New franchise tax law helps small businesses
California recently changed its franchise tax law to be more friendly to new businesses. According to Assembly Bill No. 85, corporations do not have to pay the $800 franchise tax in their first taxable year. LLCs and other entities that formed late in the year used to pay $1600 in a short period, but now you do not owe the tax until April 15th after your first year of operation.
Delayed filing affects your franchise tax
This may affect when you decide to establish your effective date.

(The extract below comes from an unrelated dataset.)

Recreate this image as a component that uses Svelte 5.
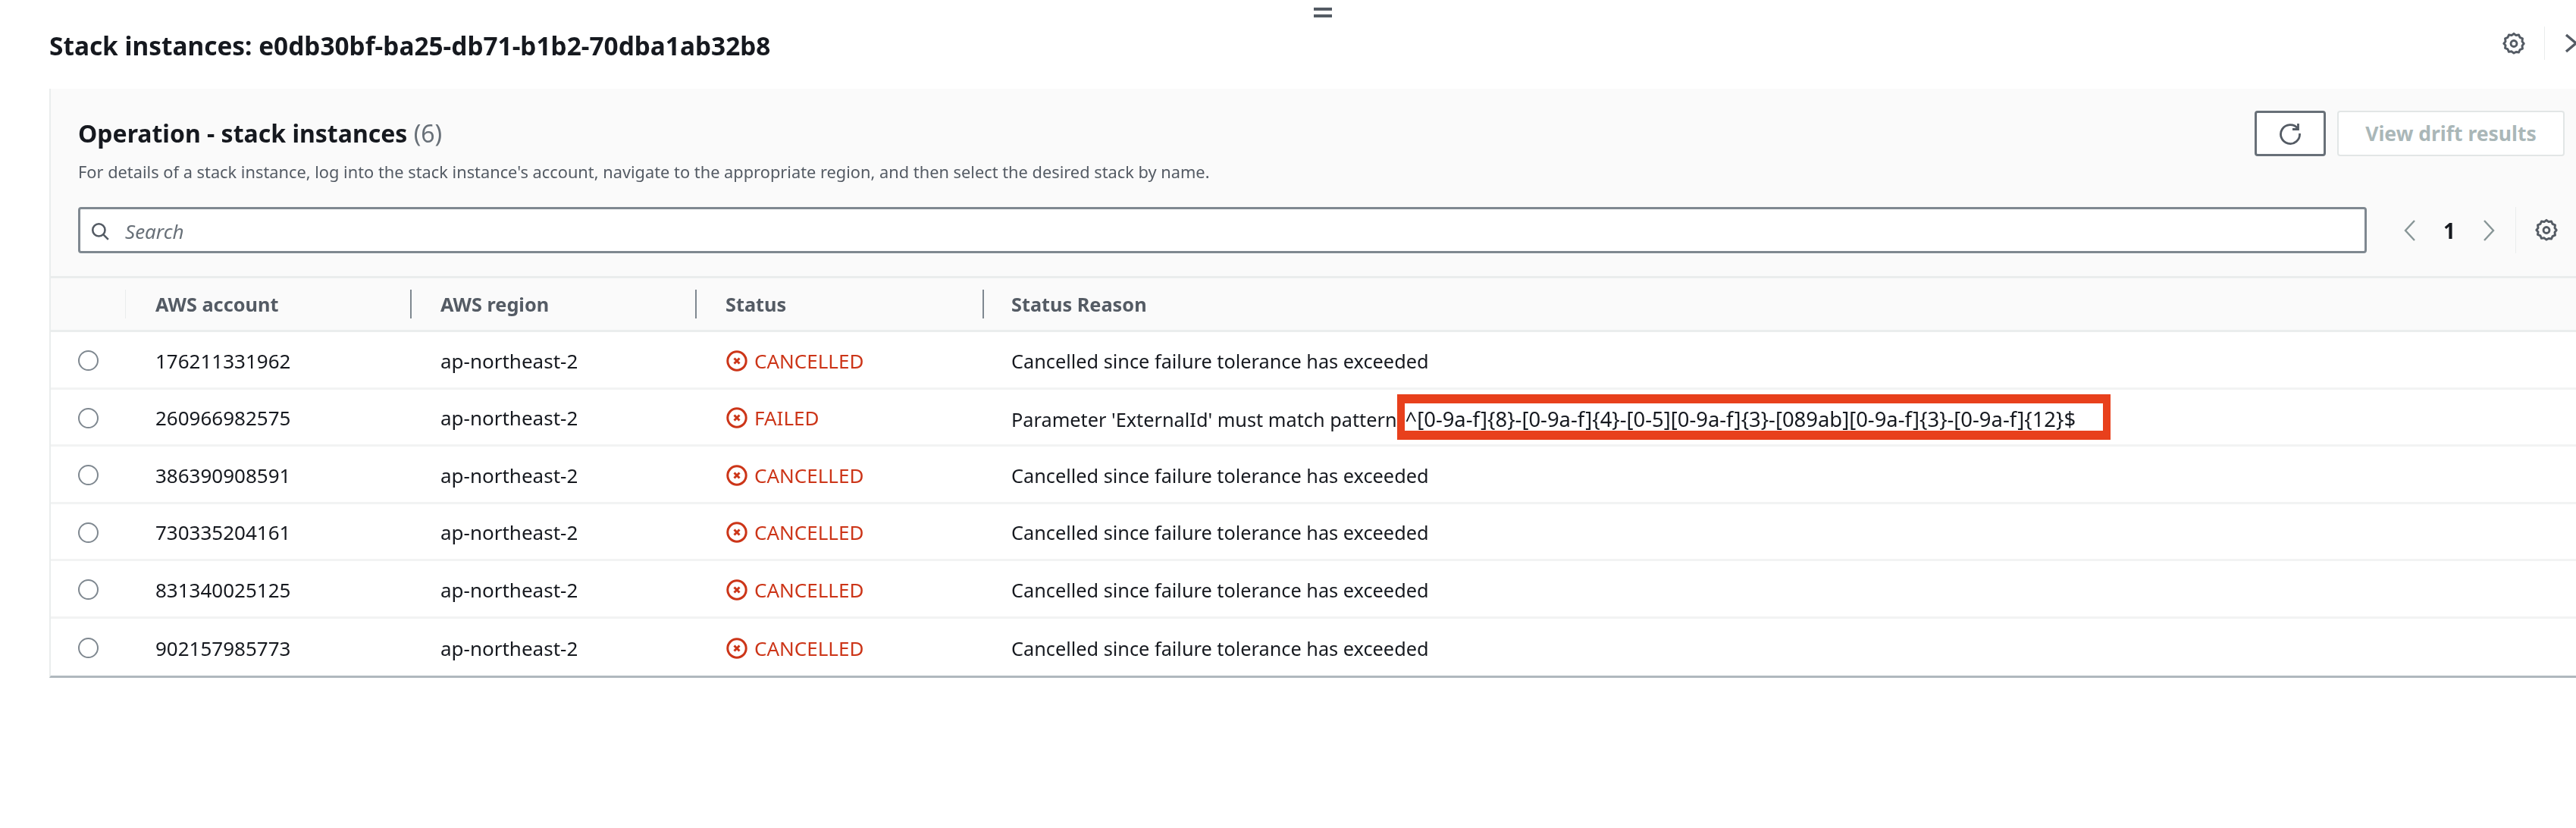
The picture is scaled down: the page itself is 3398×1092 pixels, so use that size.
<script>
  const rows = [
    { account: '176211331962', status: 'CANCELLED' },
    { account: '260966982575', status: 'FAILED' },
    { account: '386390908591', status: 'CANCELLED' },
    { account: '730335204161', status: 'CANCELLED' },
    { account: '831340025125', status: 'CANCELLED' },
    { account: '902157985773', status: 'CANCELLED' }
  ];
  const gear = 'M12 2.5l2.2 1.7 2.8-.4 1.1 2.6 2.6 1.1-.4 2.8 1.7 2.2-1.7 2.2.4 2.8-2.6 1.1-1.1 2.6-2.8-.4L12 22l-2.2-1.7-2.8.4-1.1-2.6-2.6-1.1.4-2.8L2 12.5l1.7-2.2-.4-2.8 2.6-1.1L7 3.8l2.8.4z';
</script>

<div class="page">
  <div class="handle"></div>
  <header class="top">
    <h1>Stack instances: e0db30bf-ba25-db71-b1b2-70dba1ab32b8</h1>
    <div class="top-tools">
      <svg class="gear" viewBox="0 0 24 25"><path d={gear} /><circle cx="12" cy="12.5" r="3" /></svg>
      <span class="sep"></span>
      <svg class="close" viewBox="0 0 32 32"><path d="M3 5l13 11L3 27" /></svg>
    </div>
  </header>

  <section class="panel">
    <div class="head">
      <div class="title-row">
        <div class="titles">
          <h2>Operation - stack instances <span class="count">(6)</span></h2>
          <p>For details of a stack instance, log into the stack instance's account, navigate to the appropriate region, and then select the desired stack by name.</p>
        </div>
        <div class="actions">
          <button class="refresh" aria-label="Refresh">
            <svg viewBox="0 0 32 32"><path d="M26 9.5A12.5 12.5 0 1 0 28.5 16" /><path d="M26.5 3v7.5H19" /></svg>
          </button>
          <button class="drift">View drift results</button>
        </div>
      </div>
      <div class="filter-row">
        <div class="search">
          <svg viewBox="0 0 24 24"><circle cx="10.5" cy="10.5" r="7.5" /><path d="M16 16l6 6" /></svg>
          <span>Search</span>
        </div>
        <div class="pager">
          <svg class="chev" viewBox="0 0 20 32"><path d="M16 3L4 16l12 13" /></svg>
          <b>1</b>
          <svg class="chev" viewBox="0 0 20 32"><path d="M4 3l12 13L4 29" /></svg>
          <span class="sep"></span>
          <svg class="gear" viewBox="0 0 24 25"><path d={gear} /><circle cx="12" cy="12.5" r="3" /></svg>
        </div>
      </div>
    </div>

    <div class="grid thead">
      <div class="cell"></div>
      <div class="cell th">AWS account</div>
      <div class="cell th">AWS region</div>
      <div class="cell th">Status</div>
      <div class="cell th">Status Reason</div>
    </div>

    {#each rows as row}
      <div class="grid row">
        <div class="cell radio-cell"><span class="radio"></span></div>
        <div class="cell">{row.account}</div>
        <div class="cell">ap-northeast-2</div>
        <div class="cell status">
          <svg viewBox="0 0 28 28"><circle cx="14" cy="14" r="12.2" /><path d="M10.5 10.5l7 7M17.5 10.5l-7 7" /></svg>
          {row.status}
        </div>
        <div class="cell reason">
          {#if row.status === 'FAILED'}
            Parameter 'ExternalId' must match pattern<span class="mark">^[0-9a-f]&#123;8&#125;-[0-9a-f]&#123;4&#125;-[0-5][0-9a-f]&#123;3&#125;-[089ab][0-9a-f]&#123;3&#125;-[0-9a-f]&#123;12&#125;$</span>
          {:else}
            Cancelled since failure tolerance has exceeded
          {/if}
        </div>
      </div>
    {/each}
  </section>
</div>

<style>
  :global(body) {
    margin: 0;
    background: #fff;
    overflow: hidden;
  }

  .page {
    position: relative;
    width: 3398px;
    height: 1092px;
    overflow: hidden;
    font-family: 'Noto Sans', sans-serif;
    color: #16191f;
    filter: blur(0.6px);
  }

  .handle {
    position: absolute;
    left: 1733px;
    top: 10px;
    width: 24px;
    height: 5px;
    border-top: 4px solid #545b64;
    border-bottom: 4px solid #545b64;
  }

  .top {
    display: flex;
    align-items: center;
    justify-content: space-between;
    height: 117px;
    padding: 0 0 0 65px;
    box-sizing: border-box;
  }

  .top h1 {
    margin: 0;
    font-size: 33.4px;
    font-weight: 700;
    line-height: 120px;
    height: 117px;
  }

  .top-tools {
    display: flex;
    align-items: center;
    height: 44px;
    margin-top: -3px;
    margin-right: -16px;
  }

  .gear {
    width: 32px;
    height: 33px;
    flex: none;
  }

  .gear path {
    fill: none;
    stroke: #545b64;
    stroke-width: 2.2;
    stroke-linejoin: round;
  }

  .gear circle {
    fill: none;
    stroke: #545b64;
    stroke-width: 2.2;
  }

  .sep {
    width: 1px;
    background: #eaeded;
    align-self: stretch;
  }

  .top-tools .sep {
    margin: 0 25px 0 24px;
  }

  .close {
    width: 32px;
    height: 32px;
  }

  .close path {
    fill: none;
    stroke: #545b64;
    stroke-width: 3.4;
  }

  .panel {
    width: 3398px;
    margin-left: 65px;
    border-left: 2px solid #eaeded;
    border-bottom: 3px solid #b0b8be;
    height: 777px;
    box-sizing: border-box;
  }

  .head {
    background: #fafafa;
    height: 250px;
    padding: 29px 17px 0 36px;
    box-sizing: border-box;
    width: 3333px;
    border-bottom: 3px solid #eaeded;
  }

  .title-row {
    display: flex;
    justify-content: space-between;
    height: 127px;
  }

  .titles {
    padding-top: 8px;
  }

  h2 {
    margin: 0;
    font-size: 32px;
    font-weight: 700;
    line-height: 44px;
  }

  .count {
    font-weight: 400;
    color: #687078;
  }

  .titles p {
    margin: 14px 0 0;
    font-size: 21.8px;
    line-height: 30px;
    color: #545b64;
  }

  .actions {
    display: flex;
    gap: 15px;
    height: 60px;
  }

  button {
    background: #fff;
    box-sizing: border-box;
    height: 60px;
    padding: 0;
    font-family: inherit;
  }

  .refresh {
    width: 94px;
    border: 3px solid #687078;
    border-radius: 4px;
    display: flex;
    align-items: center;
    justify-content: center;
  }

  .refresh svg {
    width: 32px;
    height: 32px;
    fill: none;
    stroke: #545b64;
    stroke-width: 2.8;
  }

  .drift {
    width: 300px;
    border: 2px solid #e2e6e6;
    border-radius: 4px;
    font-size: 26.5px;
    font-weight: 700;
    color: #aab7b8;
  }

  .filter-row {
    display: flex;
    align-items: center;
    height: 61px;
  }

  .search {
    width: 3019px;
    height: 61px;
    box-sizing: border-box;
    background: #fff;
    border: 3px solid #7f8890;
    border-radius: 4px;
    display: flex;
    align-items: center;
    gap: 20px;
    padding: 2px 0 0 13px;
    font-size: 26px;
    font-style: italic;
    color: #687078;
  }

  .search svg {
    width: 26px;
    height: 26px;
    fill: none;
    stroke: #545b64;
    stroke-width: 2.4;
  }

  .pager {
    display: flex;
    align-items: center;
    height: 61px;
    margin-left: 47px;
  }

  .pager b {
    width: 84px;
    text-align: center;
    font-size: 28px;
  }

  .chev {
    width: 20px;
    height: 32px;
    fill: none;
    stroke: #879596;
    stroke-width: 2.4;
  }

  .pager .sep {
    margin: 0 24px 0 25px;
  }

  .grid {
    display: grid;
    grid-template-columns: 99px 376px 376px 377px 1fr;
    width: 3333px;
    box-sizing: border-box;
  }

  .thead {
    background: #fafafa;
    height: 71px;
    align-items: center;
    border-bottom: 3px solid #eaeded;
  }

  .cell {
    font-size: 26px;
    padding-left: 39px;
    white-space: nowrap;
    position: relative;
  }

  .th {
    font-size: 25.3px;
    font-weight: 700;
    color: #545b64;
  }

  .th::before {
    content: '';
    position: absolute;
    left: -1px;
    top: -2px;
    bottom: -2px;
    width: 2px;
    background: #7f8890;
  }

  .thead .cell:nth-child(2)::before {
    width: 1px;
    background: #eaeded;
  }

  .thead .cell:last-child::before {
    left: 1px;
  }

  .row {
    height: 75.5px;
    padding-top: 3px;
    align-items: center;
    border-bottom: 3px solid #f2f3f3;
  }

  .row:last-child {
    border-bottom: none;
  }

  .radio-cell {
    padding-left: 36px;
    display: flex;
  }

  .radio {
    width: 27px;
    height: 27px;
    box-sizing: border-box;
    border: 2px solid #7f8890;
    border-radius: 50%;
  }

  .status {
    display: flex;
    align-items: center;
    gap: 9px;
    color: #cc3518;
    padding-left: 40px;
  }

  .status svg {
    width: 28px;
    height: 28px;
    flex: none;
    fill: none;
    stroke: #cc3518;
    stroke-width: 3;
  }

  .reason {
    font-size: 25.3px;
  }

  .mark {
    display: inline-block;
    border: 12px solid #e8401c;
    border-left-width: 10px;
    border-right-width: 10px;
    padding: 6px 36px 0 1px;
    margin: -12px 0;
    line-height: 30px;
    font-size: 27.4px;
  }
</style>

California allows a 90-day delayed filing for your business, meaning if you delay until January of 2023, you do not have to pay the $800 fee until April 15th, 2024. However, if you start your business this year, you must pay the franchise tax on April 15th, 2023. Depending on the size of your business and how soon you plan on achieving profits, the $800 franchise tax could seriously impact getting your business off the ground.
Delayed filing is not worth it for every business and moreover, it might not make sense for your situation. Besides the franchise tax, there are many other considerations. Think about your goals and business plan before deciding if delaying until the following year is the smart choice.